Of course, such weather – aka the polar vortex – brings all sorts of interruptions to local lives, schools and businesses, and this time was certainly true.
The city of Ste. Genevieve alone has seen numerous water main breaks since the first onslaught, too many to count to say the least.
“For the past week, we’re averaging two to three breaks per day,” said Steve Wilson, Ste. Genevieve public work manager. “And that’s just the ones the city owns. We do assist the homeowners when they have a break as well. Our crews definitely have been out and very busy in this weather.”
Wilson, who was at the Market Street water main break on Sunday evening during this interview, said the breaks are simply due to the temperatures and the sudden expansion and contraction of those pipes.
Wilson also stated that the city had also been busing salting roads in preparation to the storms as well as clearing the roads afterwards, even in the middle of the night.
“Our guys have been dealing with about an inch of snow each time, plowing and spreading salt or calcium chloride as needed to clear the roads,” Wilson said. “All of our parts and inventory on hand has proven itself worthy as we’ve been able to fix everything on site.”
The extremely-low temperatures and icy conditions also has reeked havoc on the local school schedules, which have held classes only a couple of days during the two rounds of single-digit weather, that being the two days the weather warmed up into the 30s last week.
“Student safety is the No. 1 reason due to the condition and cold temps,” a source with Valle Catholic Schools said when asked about closing schools for a few days.
Ste. Genevieve R-II Schools echoed the same thing. R-II dismissed early on Jan. 12 and had two snow days on Jan. 16 and 17. The school took off for Dr. Martin Luther King Jr. Day on Jan. 15, and also used two AMI (Alternative Methods of Instruction) days this past Friday and Monday, with three more AMI days in the works.

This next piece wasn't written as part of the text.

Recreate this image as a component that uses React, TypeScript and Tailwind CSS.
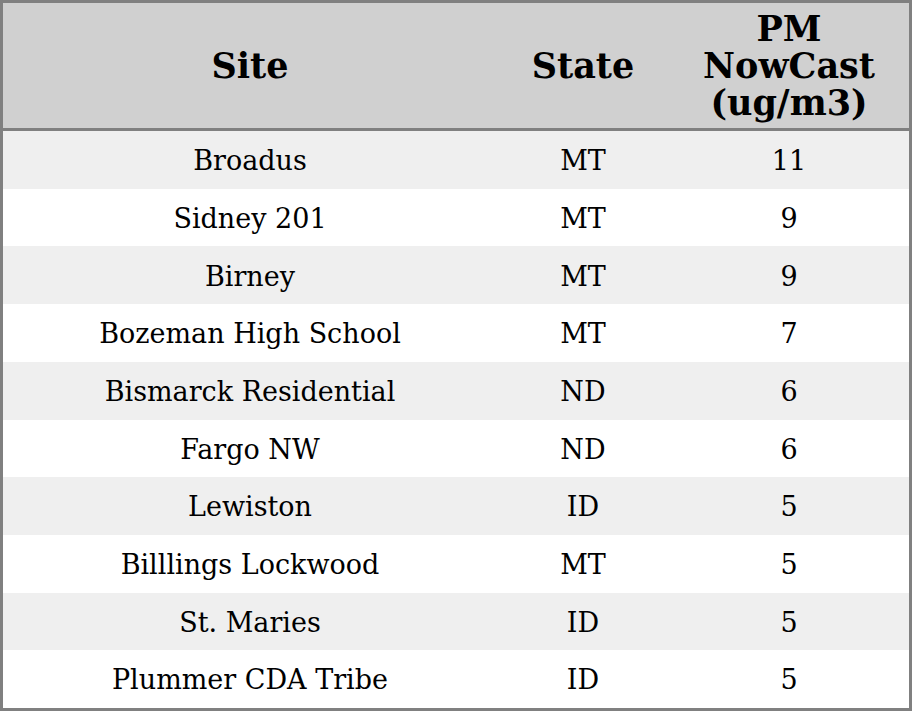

“Our decision-making process for determining whether or not to have school or cancel activities due to inclement weather is based on several considerations, but our first consideration has been, and remains, the safety of our students and staff,” said Dr. Paul Taylor, R-II superintendent. “Our district is the 20th largest geographically out of more than 500 Missouri school districts, which poses some unique challenges. Many of our roads are county roads, and their conditions are a crucial factor in our decision-making. Depending on the forecast and timing of inclement weather, it can be difficult to determine the extent to which our area will be affected. We understand the impact these decisions have on our community, and we strive to use all available information as we continue to focus on student and staff safety.”
And with schools being closed, that meant the sports schedule was interrupted at the same time.

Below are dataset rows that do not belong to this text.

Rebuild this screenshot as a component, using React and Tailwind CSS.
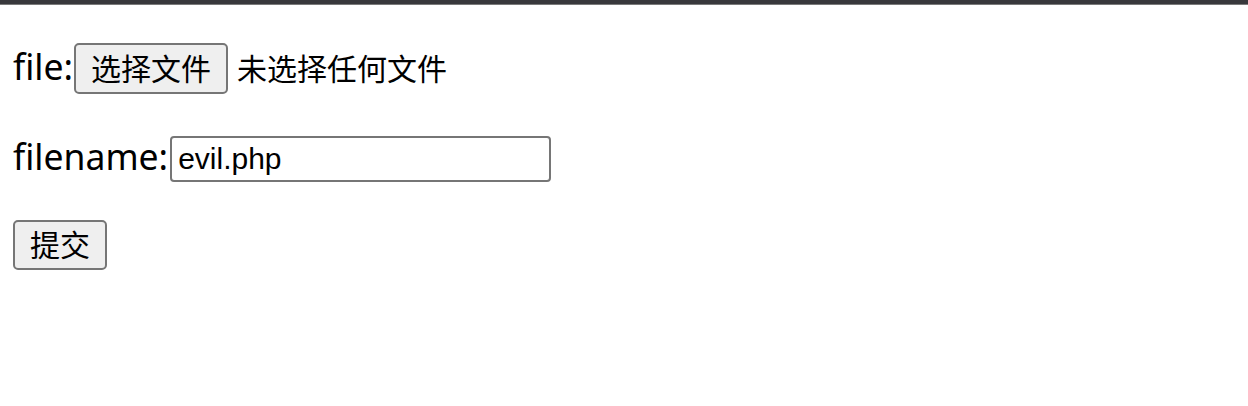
import React from 'react'

const cjk = "font-['Noto_Sans','Noto_Sans_CJK_SC',sans-serif]"

const App = () => {
  return (
    <div className="min-h-screen bg-white text-black">
      <div className="h-[4px] bg-[#38383c] border-b border-[#7a7a7a] box-content" />

      <form className={`px-[13px] ${cjk}`} onSubmit={e => e.preventDefault()}>
        {/* file row */}
        <div className="mt-[38px] flex items-center h-[51px]">
          <span className="text-[35.5px] leading-none pb-[4px]">file:</span>
          <button
            type="button"
            className="ml-[1px] h-[51px] w-[154px] border-2 border-[#767676] rounded-[5px] bg-[#efefef] text-[30px] leading-none flex items-center justify-center"
          >
            选择文件
          </button>
          <span className="ml-[9px] text-[30px] leading-none">未选择任何文件</span>
        </div>

        {/* filename row */}
        <div className="mt-[42px] flex items-center h-[46px]">
          <span className="text-[35.5px] leading-none pb-[4px]">filename:</span>
          <input
            type="text"
            defaultValue="evil.php"
            className="ml-[2px] h-[46px] w-[381px] border-2 border-[#767676] rounded-[4px] px-[6px] text-[30px] font-['Liberation_Sans',Arial,sans-serif] outline-none"
          />
        </div>

        {/* submit */}
        <div className="mt-[38px]">
          <button
            type="submit"
            className="h-[50px] w-[94px] border-2 border-[#767676] rounded-[5px] bg-[#efefef] text-[30px] leading-none flex items-center justify-center"
          >
            提交
          </button>
        </div>
      </form>
    </div>
  )
}

export default App
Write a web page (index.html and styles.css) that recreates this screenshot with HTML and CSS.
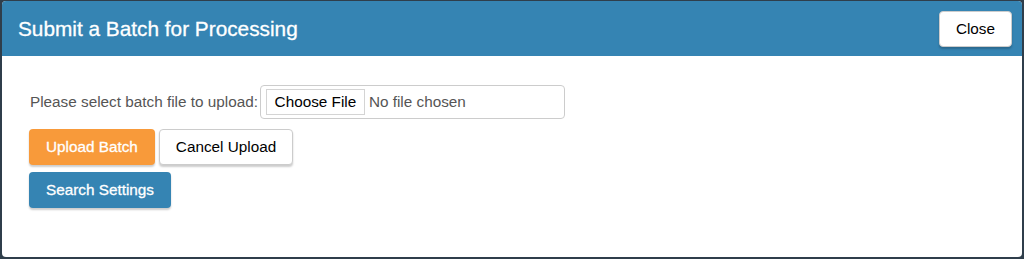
FILE: index.html
```html
<!DOCTYPE html>
<html lang="en">
  <head>
    <meta charset="UTF-8" />
    <meta name="viewport" content="width=device-width, initial-scale=1.0" />
    <title>Submit a Batch for Processing</title>
    <link rel="stylesheet" href="styles.css">
  </head>
  <body>
    <div class="modal">
      <div class="modal-header">
        <h1 class="modal-title">Submit a Batch for Processing</h1>
        <button class="btn btn-default btn-close">Close</button>
      </div>

      <div class="modal-body">
        <div class="upload-row">
          <label class="upload-label">Please select batch file to upload:</label>
          <div class="file-field">
            <span class="file-btn">Choose File</span>
            <span class="file-name">No file chosen</span>
          </div>
        </div>

        <div class="btn-row">
          <button class="btn btn-warning">Upload Batch</button>
          <button class="btn btn-default">Cancel Upload</button>
        </div>

        <div class="btn-row">
          <button class="btn btn-primary">Search Settings</button>
        </div>
      </div>
    </div>
  </body>
</html>
```

FILE: styles.css
```css
* {
  margin: 0;
  padding: 0;
  box-sizing: border-box;
}

body {
  font-family: "Liberation Sans", Arial, sans-serif;
  background: #2f3e4b;
  height: 100vh;
  padding: 1px 2px 2px 2px;
  overflow: hidden;
}

.modal {
  background: #fff;
  border-radius: 4px;
  height: 256px;
  overflow: hidden;
}

.modal-header {
  background: #3584b3;
  height: 55px;
  display: flex;
  align-items: center;
  justify-content: space-between;
  padding: 0 10px 0 16px;
}

.modal-title {
  color: #fff;
  font-size: 20.8px;
  font-weight: normal;
  -webkit-text-stroke: 0.3px #fff;
}

.btn {
  font-family: inherit;
  font-size: 15.3px;
  height: 36px;
  padding: 0 16px;
  border: 1px solid transparent;
  border-radius: 4px;
  cursor: pointer;
  box-shadow: 0 2px 2px rgba(0, 0, 0, 0.2);
}

.btn-default {
  background: #fff;
  border-color: #ccc;
  color: #000;
}

.btn-close {
  padding: 0 16px;
}

.btn-warning {
  background: #f89a3a;
  color: #fff;
  -webkit-text-stroke: 0.3px #fff;
}

.btn-primary {
  background: #3584b3;
  color: #fff;
  -webkit-text-stroke: 0.3px #fff;
}

.modal-body {
  padding: 29px 27px;
}

.upload-row {
  display: flex;
  align-items: center;
  margin-bottom: 10px;
}

.upload-label {
  font-size: 15.3px;
  color: #555;
  margin-left: 1px;
  margin-right: 2px;
}

.file-field {
  width: 305px;
  height: 34px;
  border: 1px solid #ccc;
  border-radius: 4px;
  display: flex;
  align-items: center;
  padding-left: 5px;
  font-size: 15.3px;
}

.file-btn {
  height: 26px;
  width: 99px;
  border: 1px solid #d4d4d4;
  display: flex;
  align-items: center;
  justify-content: center;
  color: #000;
  margin-right: 4px;
}

.file-name {
  color: #555;
}

.btn-row {
  display: flex;
  gap: 4px;
  margin-bottom: 7px;
}
```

Action somewhat got underway again on Thursday and over the weekend.
It warmed up into the 30s Thursday and Friday afternoon for Ste. Genevieve R-II to hold basketball games, but the temperatures dropped back to 0 once more Friday night and over the weekend.
Several Valle Catholic high schoolers headed east on Wednesday to Washington, D.C., for the annual, national March for Life event, where the nation’s capital received several inches of snow itself but the temperatures were not near as cold.
The latest freezing temperatures did not stop the SEMO Conference wrestling tournament from holding action on Friday and Saturday down in Sikeston.
Temperatures rose into the 20s again on Sunday only for a new wave of icy rain to hit the area Monday morning, causing road conditions to be a problem once again for city crews.
Several churches did hold Sunday services during both sets of 0-degree temperatures, but closed for the rest of their activities during the week. The only exceptions were for funeral services.
Monday’s ice and snowfall closed some businesses downtown as well as businesses along U.S. Highway 61, Missouri Highway 32 and the very hilly and curvy RouteM, to name a few places.
Temperatures are scheduled to be back into the 30s-50s throughout this week, according to the National Weather Service.